Gonsalves also announced that allowances for particular categories of public employees, including aggrieved police officers and junior doctors, will be reviewed upwards for 2025.

“Some of these allowances have not been increased for a little while, and we have to put that right,” Gonsalves said, adding that the details will be provided in the national budget of 2025.

He further said his government will beef up the state institutions responsible for citizen security, including the law courts, the police force, the Coast Guard, the prisons and the National Commission on Crime Prevention, adding that he would provide details in Budget 2025.

Gonsalves also announced that the duty-free concessions on “Christmas barrels”, which came into effect following Hurricane Beryl, will run through January 31, next year.

“So those who are late will have an extra month,” he said, adding also that the government will establish a national orchestra and a national choir this year.

The prime minister also noted that on October 24, the government awarded 104 national scholarships, national exhibitions, special awards and bursaries for university education on the basis of the results of the 2024 Caribbean Examination Council’s (CXC) CAPE and associate degree examinations.

Additionally, this year, 50 students were granted economically disadvantaged student loans by the state-owned National Student Loan Company to pursue university education.

The prime minister said the repair programme for houses damaged by the April 2021 eruption of La Soufriere volcano and Hurricane Beryl will continue unabated until all the houses are repaired.

“I don’t have all the money as yet.

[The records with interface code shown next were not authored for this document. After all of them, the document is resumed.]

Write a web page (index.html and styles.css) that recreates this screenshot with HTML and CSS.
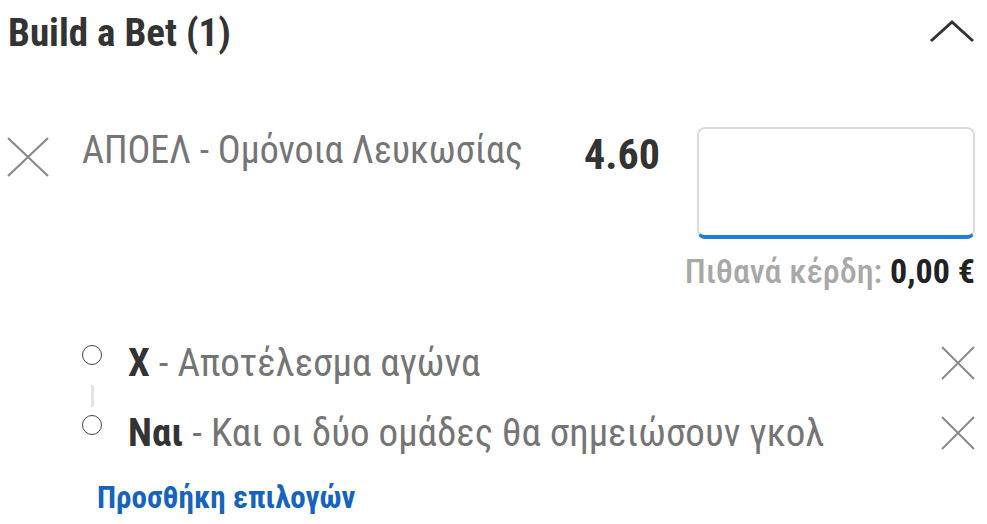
FILE: index.html
```html
<!DOCTYPE html>
<html lang="el">

<head>
  <meta charset="UTF-8">
  <meta name="viewport" content="width=device-width, initial-scale=1.0">
  <title>Build a Bet</title>
  <link rel="stylesheet" href="styles.css">
</head>

<body>
  <div class="slip">
    <!-- 标题 -->
    <div class="slip-head">
      <h2 class="slip-title">Build a Bet (1)</h2>
      <svg class="chevron" width="48" height="26" viewBox="0 0 48 26">
        <polyline points="3,23 24,4 45,23" fill="none" stroke="#333" stroke-width="3" />
      </svg>
    </div>

    <div class="bet-row">
      <svg class="remove big" width="42" height="40" viewBox="0 0 42 40">
        <path d="M1 1 L41 39 M41 1 L1 39" stroke="#8a8a8a" stroke-width="2.2" />
      </svg>
      <div class="bet-name">ΑΠΟΕΛ - Ομόνοια Λευκωσίας</div>
      <div class="bet-odds">4.60</div>
      <div class="stake"></div>
    </div>

    <div class="returns">Πιθανά κέρδη: <b>0,00 €</b></div>

    <ul class="legs">
      <li class="leg">
        <span class="dot"></span>
        <span class="leg-text"><b>X</b> - Αποτέλεσμα αγώνα</span>
        <svg class="remove" width="34" height="34" viewBox="0 0 34 34">
          <path d="M1 1 L33 33 M33 1 L1 33" stroke="#8a8a8a" stroke-width="2" />
        </svg>
      </li>
      <li class="leg">
        <span class="dot"></span>
        <span class="leg-text"><b>Ναι</b> - Και οι δύο ομάδες θα σημειώσουν γκολ</span>
        <svg class="remove" width="34" height="34" viewBox="0 0 34 34">
          <path d="M1 1 L33 33 M33 1 L1 33" stroke="#8a8a8a" stroke-width="2" />
        </svg>
      </li>
    </ul>

    <a class="add-link" href="#">Προσθήκη επιλογών</a>
  </div>
</body>

</html>
```

FILE: styles.css
```css
* {
  margin: 0;
  padding: 0;
  box-sizing: border-box;
}

body {
  background: #fff;
  font-family: "Roboto Condensed", "Liberation Sans Narrow", Roboto, sans-serif;
  color: #333;
}

.slip {
  width: 987px;
  padding: 0 12px 0 8px;
}

/* 头部 */
.slip-head {
  height: 66px;
  display: flex;
  align-items: center;
  justify-content: space-between;
}

.slip-title {
  font-size: 39px;
  line-height: 40px;
  font-weight: 700;
  color: #333;
}

.chevron {
  margin-right: -1px;
  margin-top: -4px;
}

/* 投注行 */
.bet-row {
  margin-top: 61px;
  display: grid;
  grid-template-columns: 74px 1fr auto 278px;
  align-items: start;
}

.remove.big {
  margin-top: 10px;
  margin-left: -1px;
}

.bet-name {
  font-size: 38px;
  line-height: 40px;
  color: #757575;
  padding-top: 3px;
}

.bet-odds {
  font-size: 42px;
  line-height: 40px;
  font-weight: 700;
  color: #333;
  padding-top: 8px;
  margin-right: 37px;
}

.stake {
  height: 112px;
  border: 2px solid #dcdcdc;
  border-bottom: 4px solid #1e7fd8;
  border-radius: 8px;
}

.returns {
  margin-top: 13px;
  text-align: right;
  font-size: 34px;
  line-height: 38px;
  font-weight: 500;
  color: #a8a8a8;
}

.returns b {
  font-weight: 700;
  color: #222;
}

/* 选项 */
.legs {
  list-style: none;
  margin-top: 51px;
}

.leg {
  display: flex;
  align-items: center;
  height: 40px;
  position: relative;
}

.leg + .leg {
  margin-top: 30px;
}

.leg + .leg::before {
  content: "";
  position: absolute;
  left: 83px;
  top: -26px;
  width: 3px;
  height: 22px;
  background: #e4e4e4;
}

.dot {
  width: 20px;
  height: 20px;
  border: 1.5px solid #444;
  border-radius: 50%;
  margin-left: 74px;
  margin-top: -13px;
}

.leg-text {
  flex: 1;
  margin-left: 26px;
  font-size: 39px;
  line-height: 40px;
  color: #757575;
  padding-top: 3px;
}

.leg-text b {
  color: #333;
}

.leg .remove {
  margin-top: 4px;
}

.add-link {
  display: inline-block;
  margin-top: 30px;
  margin-left: 89px;
  font-size: 31px;
  line-height: 34px;
  font-weight: 700;
  color: #1565c0;
  text-decoration: none;
}
```
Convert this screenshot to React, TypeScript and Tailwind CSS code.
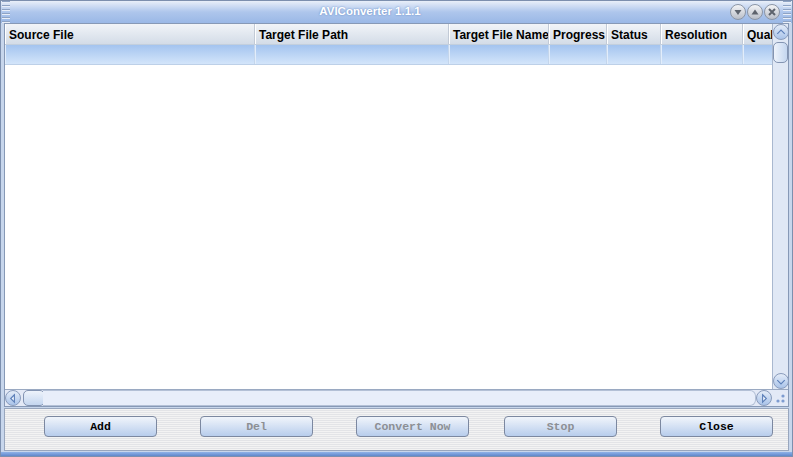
import React from 'react';

const columns = [
  { label: 'Source File', w: 'w-[250px]' },
  { label: 'Target File Path', w: 'w-[194px]' },
  { label: 'Target File Name', w: 'w-[100px]' },
  { label: 'Progress', w: 'w-[58px]' },
  { label: 'Status', w: 'w-[54px]' },
  { label: 'Resolution', w: 'w-[82px]' },
  { label: 'Quality', w: 'w-[60px]' },
];

const buttons = [
  { label: 'Add', enabled: true, ml: 'ml-[39px]' },
  { label: 'Del', enabled: false, ml: 'ml-[43px]' },
  { label: 'Convert Now', enabled: false, ml: 'ml-[43px]' },
  { label: 'Stop', enabled: false, ml: 'ml-[35px]' },
  { label: 'Close', enabled: true, ml: 'ml-[43px]' },
];

function Grip() {
  return (
    <div className="flex flex-col gap-[2px] w-[8px]">
      {[0, 1, 2, 3, 4, 5].map((i) => (
        <div key={i} className="h-[1px] bg-[#8ea3c4] border-b border-[#e8eef8] box-content" />
      ))}
    </div>
  );
}

function TitleButton({ kind }: { kind: 'min' | 'max' | 'close' }) {
  return (
    <div className="w-[16px] h-[16px] rounded-full border border-[#8c96a6] bg-gradient-to-b from-[#f4f5f7] to-[#b9bec8] flex items-center justify-center">
      <svg width="10" height="10" viewBox="0 0 10 10">
        {kind === 'min' && <path d="M1.5 3 L8.5 3 L5 8 Z" fill="#5d636d" />}
        {kind === 'max' && <path d="M1.5 7.5 L8.5 7.5 L5 2.5 Z" fill="#5d636d" />}
        {kind === 'close' && <path d="M2 2 L8 8 M8 2 L2 8" stroke="#5d636d" strokeWidth="2" />}
      </svg>
    </div>
  );
}

function ArrowButton({ dir }: { dir: 'up' | 'down' | 'left' | 'right' }) {
  const paths = {
    up: 'M3.5 9 L7.5 5 L11.5 9',
    down: 'M3.5 6 L7.5 10 L11.5 6',
    left: 'M9 3.5 L5 7.5 L9 11.5 Z',
    right: 'M6 3.5 L10 7.5 L6 11.5 Z',
  };
  return (
    <div className="w-[16px] h-[16px] shrink-0 rounded-full border border-[#8a9cbc] bg-gradient-to-b from-[#e4ecf8] to-[#a9c3e9] flex items-center justify-center">
      <svg width="15" height="15" viewBox="0 0 15 15">
        <path d={paths[dir]} fill={dir === 'left' || dir === 'right' ? '#eef4fc' : 'none'} stroke="#5c7fb8" strokeWidth="1.2" />
      </svg>
    </div>
  );
}

export default function App() {
  return (
    <div className="w-[793px] h-[457px] flex flex-col bg-[#c7d6ec] border border-[#7c8fae] overflow-hidden font-['Liberation_Sans',sans-serif]">
      {/* Title bar */}
      <div className="h-[22px] shrink-0 flex items-center px-[1px] bg-gradient-to-b from-[#e9eff9] via-[#aec6ec] to-[#9ab8e6]">
        <Grip />
        <div className="flex-1 text-center text-white text-[11.5px] font-bold [text-shadow:0_0_2px_#5f84c0]">
          AVIConverter 1.1.1
        </div>
        <div className="flex gap-[1px] mr-[3px]">
          <TitleButton kind="min" />
          <TitleButton kind="max" />
          <TitleButton kind="close" />
        </div>
        <Grip />
      </div>

      {/* Table area */}
      <div className="flex-1 flex flex-col px-[3px]">
        <div className="flex-1 flex flex-col border border-[#8799b6] bg-white">
          <div className="flex-1 flex min-h-0">
            <div className="flex-1 overflow-hidden">
              <div className="flex h-[21px] bg-gradient-to-b from-[#f1f4f8] to-[#d3dce7] border-b border-[#c3cfdd]">
                {columns.map((c) => (
                  <div
                    key={c.label}
                    className={`${c.w} shrink-0 pl-[4px] pt-[1px] flex items-center text-[12px] font-bold text-black border-r border-[#c2cad6] shadow-[inset_1px_0_0_#ffffff] whitespace-nowrap overflow-hidden`}
                  >
                    {c.label}
                  </div>
                ))}
              </div>
              <div className="flex h-[20px] bg-gradient-to-b from-[#a4c4ef] to-[#d3e5fa] border-b border-[#bdd0e8]">
                {columns.map((c) => (
                  <div key={c.label} className={`${c.w} shrink-0 border-r border-[#c4d6ec] shadow-[inset_1px_0_0_#e2edfb]`} />
                ))}
              </div>
            </div>
            {/* Vertical scrollbar */}
            <div className="w-[16px] shrink-0 flex flex-col bg-[#e0e8f5] border-l border-[#a9b8cf]">
              <ArrowButton dir="up" />
              <div className="flex-1 pt-[2px]">
                <div className="h-[21px] rounded-[5px] border border-[#8394b2] bg-gradient-to-r from-[#eef3fb] to-[#c4d6ef]" />
              </div>
              <ArrowButton dir="down" />
            </div>
          </div>
          {/* Horizontal scrollbar */}
          <div className="h-[17px] shrink-0 flex items-center bg-[#e3e9f6] border-t border-[#9aa9c2]">
            <ArrowButton dir="left" />
            <div className="flex-1 h-[16px] flex items-center pl-[2px]">
              <div className="w-[22px] h-[16px] rounded-[5px] border border-[#8394b2] bg-gradient-to-b from-[#eef3fb] to-[#c4d6ef]" />
              <div className="flex-1 h-[16px] ml-[-2px] rounded-r-[6px] border border-l-0 border-[#b3c0d6] bg-[#e8eefa]" />
            </div>
            <ArrowButton dir="right" />
            <div className="w-[16px] h-[16px] shrink-0 flex items-end justify-end p-[2px]">
              <svg width="11" height="11" viewBox="0 0 11 11">
                <circle cx="8" cy="3" r="1.6" fill="#7d9bd0" />
                <circle cx="3" cy="8" r="1.6" fill="#7d9bd0" />
                <circle cx="8" cy="8" r="1.6" fill="#7d9bd0" />
              </svg>
            </div>
          </div>
        </div>

        {/* Button panel */}
        <div className="h-[43px] shrink-0 mt-[1px] mb-[1px] flex items-start pt-[7px] border border-[#98a6bd] bg-[repeating-linear-gradient(to_bottom,#f3f3f3_0px,#f3f3f3_1px,#e3e4e7_1px,#e3e4e7_2px)]">
          {buttons.map((b) => (
            <div
              key={b.label}
              className={`${b.ml} w-[113px] h-[21px] shrink-0 rounded-[4px] border border-[#7c88a0] bg-gradient-to-b from-[#f1f5fb] to-[#b8cdec] flex items-center justify-center font-['Liberation_Mono',monospace] text-[11.5px] font-bold ${b.enabled ? 'text-black' : 'text-[#8c8f94]'}`}
            >
              {b.label}
            </div>
          ))}
        </div>
      </div>
      <div className="h-[4px] shrink-0 bg-gradient-to-b from-[#8fb2e8] to-[#5f88cc]" />
    </div>
  );
}
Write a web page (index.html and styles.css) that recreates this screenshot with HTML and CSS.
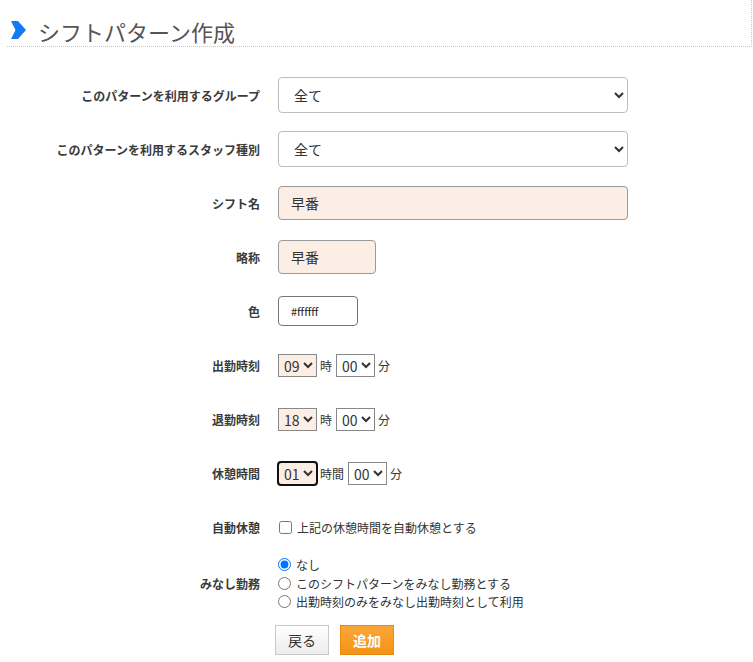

It’s a huge task, but we are getting there. I’m gathering it bit by bit, day by day, sweet Jesus, and together, we will solve this housing problem that Beryl has created for us,” he said.

Gonsalves further said the government will restructure its sports department “to ensure optimal functioning in light of the huge expansion of top-quality sports facilities, the vastly improved performances of our sportsmen and women, and the increased roll-out of educational training and job opportunities for sportsmen and sportswomen”.